In recent weeks, long queues and persistent fuel shortages have been reported in more than a dozen regions of the oil-rich country.
In some areas, authorities have stepped in to restrict petrol sales to non-commercial vehicles and regulate distribution through a voucher system.
The government has also imposed a temporary ban on gasoline exports from August to October.
LONG QUEUES, HIGH PRICES
For ordinary motorists, even when fuel is available, the cost has become increasingly hard to bear.
In Moscow, drivers say they are feeling the squeeze.
For instance, the AI-95 fuel, Russia’s standard grade of unleaded gasoline, now costs nearly 65 Russian roubles (US$0.78) per litre, up from about 61 roubles per litre.
“The difference is huge. I work in delivery, so I use the car all the time,” said one driver.
“I used to spend 1,000 roubles, and now it is 1,500. That’s an extra 500 roubles gone.”
Experts told CNA that the peak holiday demand and harvest seasons are key reasons for the increase.
Supplies have tightened after Ukrainian attacks damaged refineries and forced major facilities offline.
Igor Yushkov, a professor at the Financial University under the Russian government, said another factor is the fuel damper subsidy - a tax benefit that compensates oil companies for selling petrol domestically at prices below export levels.
But with global oil prices falling over the past year and the rouble strengthening against the dollar, the gap between domestic and export prices has narrowed.
“In the first eight months of this year, the state has reduced damper payments to oil companies by about 46 per cent and this is significant for them,” said Yushkov.
“They have tried to compensate for the loss by provoking an increase in prices at least in the domestic market, so that they can earn this money here.”

ECONOMIC IMPACT
Experts noted that while major gas station chains can absorb price hikes, smaller independent petrol stations lack this buffer.
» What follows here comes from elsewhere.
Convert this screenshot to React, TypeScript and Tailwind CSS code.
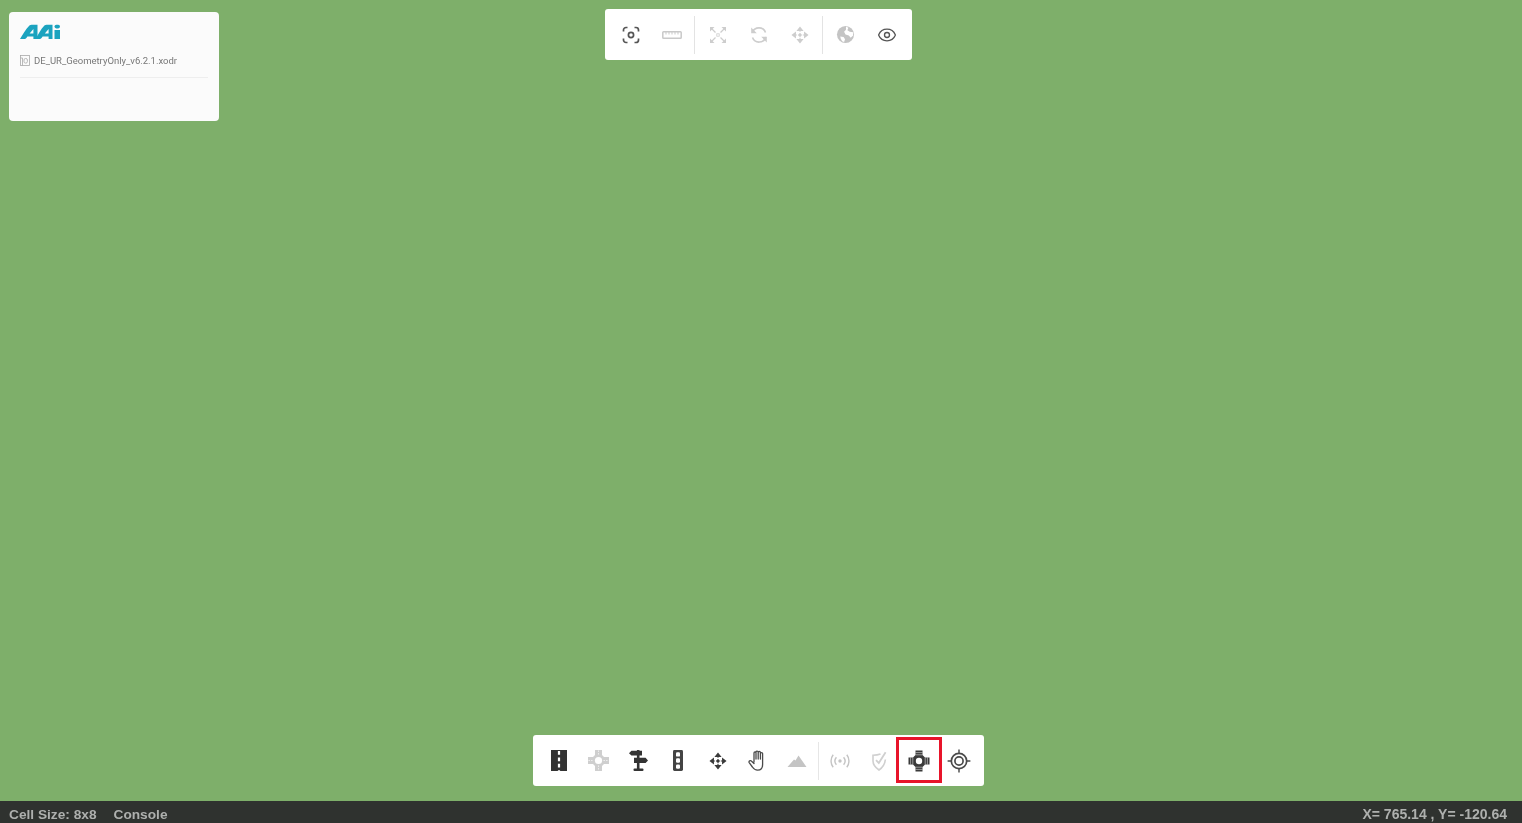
import type { ReactNode } from "react";
import { Eye } from "lucide-react";

const sans = "font-['Roboto','Liberation_Sans',sans-serif]";

function Glyph({ children, size = 20, className = "" }: { children: ReactNode; size?: number; className?: string }) {
  return (
    <svg width={size} height={size} viewBox="0 0 20 20" fill="none" className={className}>
      {children}
    </svg>
  );
}

function AaiLogo() {
  return (
    <svg width="41" height="16" viewBox="0 0 41 16">
      <path d="M0 15 C3 10 6 5 9 2 C10 1 11 0.8 12.5 0.8 H17.5 V15 H13.4 V12.6 H7.4 C6.6 13.8 5.6 15 5 15 Z M9.6 9.6 H13.4 V5 Z" fill="#1ba3bf" fillRule="evenodd" />
      <path d="M15.5 15 C18.5 10 21 5 24 2 C25 1 26 0.8 27.5 0.8 H32.5 V15 H28.6 V12.6 H22.6 C21.8 13.8 20.8 15 20 15 Z M24.8 9.6 H28.6 V5 Z" fill="#1ba3bf" fillRule="evenodd" />
      <rect x="34.5" y="0.8" width="5.5" height="3.6" rx="1.8" fill="#1ba3bf" />
      <rect x="34.5" y="6" width="5.5" height="9" fill="#1ba3bf" />
    </svg>
  );
}

function FileIcon() {
  return (
    <svg width="10" height="11" viewBox="0 0 10 11" fill="none" stroke="#a8a8a8" strokeWidth="0.8">
      <rect x="0.5" y="0.5" width="9" height="10" />
      <path d="M0.5 3H2.5V10.5" />
      <rect x="4" y="3.5" width="3.4" height="4.6" rx="1.5" />
    </svg>
  );
}

function ScanIcon() {
  return (
    <Glyph className="text-[#555]">
      <path d="M2.5 6.5V5A2.5 2.5 0 0 1 5 2.5H6.5M13.5 2.5H15A2.5 2.5 0 0 1 17.5 5V6.5M17.5 13.5V15A2.5 2.5 0 0 1 15 17.5H13.5M6.5 17.5H5A2.5 2.5 0 0 1 2.5 15V13.5" stroke="currentColor" strokeWidth="1.7" />
      <circle cx="10" cy="10" r="2.6" stroke="currentColor" strokeWidth="1.7" />
    </Glyph>
  );
}

function RulerIcon() {
  return (
    <Glyph className="text-[#c9c9c9]">
      <rect x="0.8" y="6.8" width="18.4" height="6.4" rx="0.8" stroke="currentColor" strokeWidth="1.5" />
      <path d="M4 7V9.5M7 7V9.5M10 7V9.5M13 7V9.5M16 7V9.5" stroke="currentColor" strokeWidth="1" />
    </Glyph>
  );
}

function ExpandIcon() {
  return (
    <Glyph className="text-[#cdcdcd]">
      <path d="M3 3L7.5 7.5M17 3L12.5 7.5M3 17L7.5 12.5M17 17L12.5 12.5" stroke="currentColor" strokeWidth="1.3" />
      <path d="M2 2H6.5L2 6.5ZM18 2H13.5L18 6.5ZM2 18H6.5L2 13.5ZM18 18H13.5L18 13.5Z" fill="currentColor" />
      <rect x="8.8" y="8.8" width="2.4" height="2.4" stroke="currentColor" strokeWidth="0.8" />
    </Glyph>
  );
}

function RotateIcon() {
  return (
    <Glyph className="text-[#cdcdcd]">
      <path d="M3.5 7A7 7 0 0 1 16.5 7.5M16.8 12A7 7 0 0 1 3.5 12.5" stroke="currentColor" strokeWidth="1.6" />
      <path d="M2.2 2.6V8.2H7.8ZM17.8 17.4V11.8H12.2Z" fill="currentColor" />
    </Glyph>
  );
}

function MoveIcon({ color, size = 18 }: { color: string; size?: number }) {
  return (
    <Glyph size={size} className={color}>
      <path d="M10 0.5L14 5.5H6ZM10 19.5L6 14.5H14ZM0.5 10L5.5 6V14ZM19.5 10L14.5 14V6Z" fill="currentColor" />
      <circle cx="10" cy="10" r="1.7" fill="currentColor" />
      <path d="M10 5V15M5 10H15" stroke="currentColor" strokeWidth="1.2" strokeDasharray="1.5 1.2" />
    </Glyph>
  );
}

function GlobeIcon() {
  return (
    <Glyph size={19} className="text-[#c4c4c4]">
      <circle cx="10" cy="10" r="9" fill="currentColor" />
      <path d="M10.5 1.5L13 3L12 5.5L14.5 7L18 7.5V11L15.5 13.5L13.5 11L10 10L8.5 7L10.5 5ZM4.5 12L8 12.5L9.5 15L8.5 18L6.5 17L5 14.5Z" fill="#fff" />
    </Glyph>
  );
}

function RoadIcon() {
  return (
    <svg width="16" height="21" viewBox="0 0 16 21" fill="none">
      <rect width="16" height="21" fill="#333" />
      <path d="M8 1V21" stroke="#fff" strokeWidth="2.2" strokeDasharray="3.8 2.6" />
    </svg>
  );
}

function CrossRoadIcon() {
  return (
    <svg width="21" height="21" viewBox="0 0 21 21" fill="none">
      <path d="M7 0H14V5L16 7H21V14H16L14 16V21H7V16L5 14H0V7H5L7 5Z" fill="#cfcfcf" />
      <circle cx="10.5" cy="10.5" r="3.6" fill="#fff" />
      <path d="M10.5 0.5V5.5M10.5 15.5V20.5M0.5 10.5H5.5M15.5 10.5H20.5" stroke="#fff" strokeWidth="0.7" strokeDasharray="1.4 1.2" />
    </svg>
  );
}

function SignpostIcon() {
  return (
    <svg width="19" height="21" viewBox="0 0 19 21" fill="none">
      <path d="M0 3.2L2.4 0.8H13V5.6H2.4ZM19 10.4L16.6 7.8H5V13H16.6Z" fill="#333" />
      <rect x="7.9" y="0" width="2.6" height="20" fill="#333" />
      <rect x="4.5" y="18.6" width="10" height="2.4" rx="1" fill="#333" />
    </svg>
  );
}

function LaneIcon() {
  return (
    <svg width="10" height="21" viewBox="0 0 10 21" fill="none">
      <rect width="10" height="21" rx="1.4" fill="#444" />
      <rect x="3" y="2.2" width="4" height="4.4" rx="1.2" fill="#fff" />
      <rect x="3" y="8.3" width="4" height="4.4" rx="1.2" fill="#fff" />
      <rect x="3" y="14.4" width="4" height="4.4" rx="1.2" fill="#fff" />
    </svg>
  );
}

function HandIcon() {
  return (
    <svg width="18" height="21" viewBox="0 0 18 21" fill="none" stroke="#4a4a4a" strokeWidth="1.3" strokeLinejoin="round" strokeLinecap="round">
      <path d="M6 12V3C6 1.6 8 1.6 8 3V9M8 9V2C8 0.7 10.2 0.7 10.2 2V9M10.2 9V2.4C10.2 1.1 12.4 1.1 12.4 2.4V9M12.4 9V3.6C12.4 2.4 14.6 2.4 14.6 3.6V14.5C14.6 18 12.6 20.2 9.6 20.2C7 20.2 5.6 18.8 4.4 17L1.2 12.6C0.3 11.2 2.4 9.8 3.6 11.2L6 13.5" />
    </svg>
  );
}

function MountainIcon() {
  return (
    <Glyph className="text-[#c4c4c4]">
      <path d="M0.5 16L7 8.5L8.5 9.5L11.5 4.5L19.5 16Z" fill="currentColor" />
    </Glyph>
  );
}

function SignalIcon() {
  return (
    <Glyph className="text-[#c4c4c4]">
      <circle cx="10" cy="10" r="1.7" fill="currentColor" />
      <path d="M6.4 6.2A6 6 0 0 0 6.4 13.8M13.6 6.2A6 6 0 0 1 13.6 13.8M3.2 3.8A10 10 0 0 0 3.2 16.2M16.8 3.8A10 10 0 0 1 16.8 16.2" stroke="currentColor" strokeWidth="1.4" />
    </Glyph>
  );
}

function ShieldCheckIcon() {
  return (
    <svg width="15" height="20" viewBox="0 0 15 20" fill="none" stroke="#d0d0d0">
      <path d="M8.5 3C6 4 3.5 4.2 1 4.2V10C1 14 4 17 7 19C10 17 12.8 14 13.4 8.5" strokeWidth="1.6" />
      <path d="M4 9.2L6.8 12L13.6 1.2" strokeWidth="1.8" />
    </svg>
  );
}

function JunctionIcon() {
  return (
    <svg width="22" height="22" viewBox="0 0 22 22" fill="none">
      <path d="M7.5 0.5H14.5V5L17 7.5H21.5V14.5H17L14.5 17V21.5H7.5V17L5 14.5H0.5V7.5H5L7.5 5Z" fill="#3a3a3a" />
      <circle cx="11" cy="11" r="3.2" fill="#fff" />
      <path d="M7.5 2.6H14.5M7.5 4.8H14.5M7.5 17.2H14.5M7.5 19.4H14.5M2.6 7.5V14.5M4.8 7.5V14.5M17.2 7.5V14.5M19.4 7.5V14.5" stroke="#fff" strokeWidth="0.5" />
    </svg>
  );
}

function TargetIcon() {
  return (
    <Glyph size={24} className="text-[#4a4a4a]">
      <circle cx="10" cy="10" r="6.4" stroke="currentColor" strokeWidth="1.4" />
      <circle cx="10" cy="10" r="3.4" stroke="currentColor" strokeWidth="1.4" />
      <path d="M10 0.5V3.5M10 16.5V19.5M0.5 10H3.5M16.5 10H19.5" stroke="currentColor" strokeWidth="1.2" />
    </Glyph>
  );
}

function ToolSlot({ children, width }: { children: ReactNode; width: string }) {
  return <div className={`flex h-full items-center justify-center ${width}`}>{children}</div>;
}

function TopToolbar() {
  return (
    <div className="ml-[386px] mt-[9px] flex h-[51px] w-[307px] items-center rounded-[3px] bg-white pl-[5px] blur-[0.4px]">
      <ToolSlot width="w-[41px]"><ScanIcon /></ToolSlot>
      <ToolSlot width="w-[41px]"><RulerIcon /></ToolSlot>
      <div className="mx-[2px] h-[38px] w-px bg-[#e3e3e3]" />
      <ToolSlot width="w-[41px]"><ExpandIcon /></ToolSlot>
      <ToolSlot width="w-[41px]"><RotateIcon /></ToolSlot>
      <ToolSlot width="w-[41px]"><MoveIcon color="text-[#cdcdcd]" /></ToolSlot>
      <div className="mx-[2px] h-[38px] w-px bg-[#e3e3e3]" />
      <ToolSlot width="w-[41px]"><GlobeIcon /></ToolSlot>
      <ToolSlot width="w-[41px]"><Eye size={20} strokeWidth={1.6} className="text-[#555]" /></ToolSlot>
    </div>
  );
}

function BottomToolbar() {
  return (
    <div className="mb-[15px] ml-[533px] flex h-[51px] w-[451px] items-center rounded-[3px] bg-white pl-[6px] blur-[0.4px]">
      <ToolSlot width="w-[39.7px]"><RoadIcon /></ToolSlot>
      <ToolSlot width="w-[39.7px]"><CrossRoadIcon /></ToolSlot>
      <ToolSlot width="w-[39.7px]"><SignpostIcon /></ToolSlot>
      <ToolSlot width="w-[39.7px]"><LaneIcon /></ToolSlot>
      <ToolSlot width="w-[39.7px]"><MoveIcon color="text-[#3a3a3a]" /></ToolSlot>
      <ToolSlot width="w-[39.7px]"><HandIcon /></ToolSlot>
      <ToolSlot width="w-[39.7px]"><MountainIcon /></ToolSlot>
      <div className="mx-[1px] h-[38px] w-px bg-[#e6e6e6]" />
      <ToolSlot width="w-[39.7px]"><SignalIcon /></ToolSlot>
      <ToolSlot width="w-[39.7px]"><ShieldCheckIcon /></ToolSlot>
      <ToolSlot width="w-[39.7px]">
        <div className="relative flex h-full w-full items-center justify-center">
          <JunctionIcon />
          <div className="absolute left-[-3px] top-[2px] h-[46px] w-[46px] border-[3px] border-[#e8142a]" />
        </div>
      </ToolSlot>
      <ToolSlot width="w-[39.7px]"><TargetIcon /></ToolSlot>
    </div>
  );
}

export default function App() {
  return (
    <div className={`flex h-[823px] w-[1522px] flex-col overflow-hidden bg-[#7eaf6a] ${sans}`}>
      <main className="flex flex-1 flex-col justify-between">
        <div className="flex items-start">
          <section className="ml-[9px] mt-[12px] h-[109px] w-[210px] rounded-[4px] bg-[#fbfbfb] px-[11px] pt-[12px] blur-[0.4px]">
            <AaiLogo />
            <div className="mt-[15px] flex items-center gap-[4px] text-[9.5px] leading-[11px] text-[#777]">
              <FileIcon />
              <span>DE_UR_GeometryOnly_v6.2.1.xodr</span>
            </div>
            <div className="mt-[11px] h-px bg-[#eeeeee]" />
          </section>
          <TopToolbar />
        </div>
        <BottomToolbar />
      </main>
      <footer className="flex h-[22px] items-end justify-between bg-[#2f322f] pl-[9px] pr-[15px] font-['Liberation_Sans',sans-serif] font-bold leading-[17px] text-[#aeb0ae]">
        <div className="flex gap-[17px] text-[13.7px] blur-[0.4px]">
          <span>Cell Size: 8x8</span>
          <span>Console</span>
        </div>
        <span className="text-[14px] blur-[0.4px]">X= 765.14 , Y= -120.64</span>
      </footer>
    </div>
  );
}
These stations are particularly common in regions such as Russian-occupied Crimea.
“When the price is high, they buy this fuel in bulk, bring it to their gas stations and aim at least to avoid losses,” said Yushkov.
“As a result, they naturally raise retail prices. Then the anti-monopoly service comes and reports an unreasonable price increase,” he added.
“So independent gas stations are forced to work at a loss. To avoid this, they simply stop selling fuel.”
The concern now is that high fuel prices will ripple through the economy, raising transportation costs and ultimately pushing up prices of consumer goods and services.
Some analysts warned that by the end of this year, retail gasoline prices could climb as much as 10 per cent, which is significantly higher than the inflation rate. As of August this year, Russia’s year-on-year inflation rate stood at about 8.1 per cent.
Observers said authorities must strike a balance between market dynamics and social stability.
They added that with Russian oil refineries undergoing unscheduled repairs, the hope is that seasonal factors will help stabilise gasoline prices for ordinary consumers.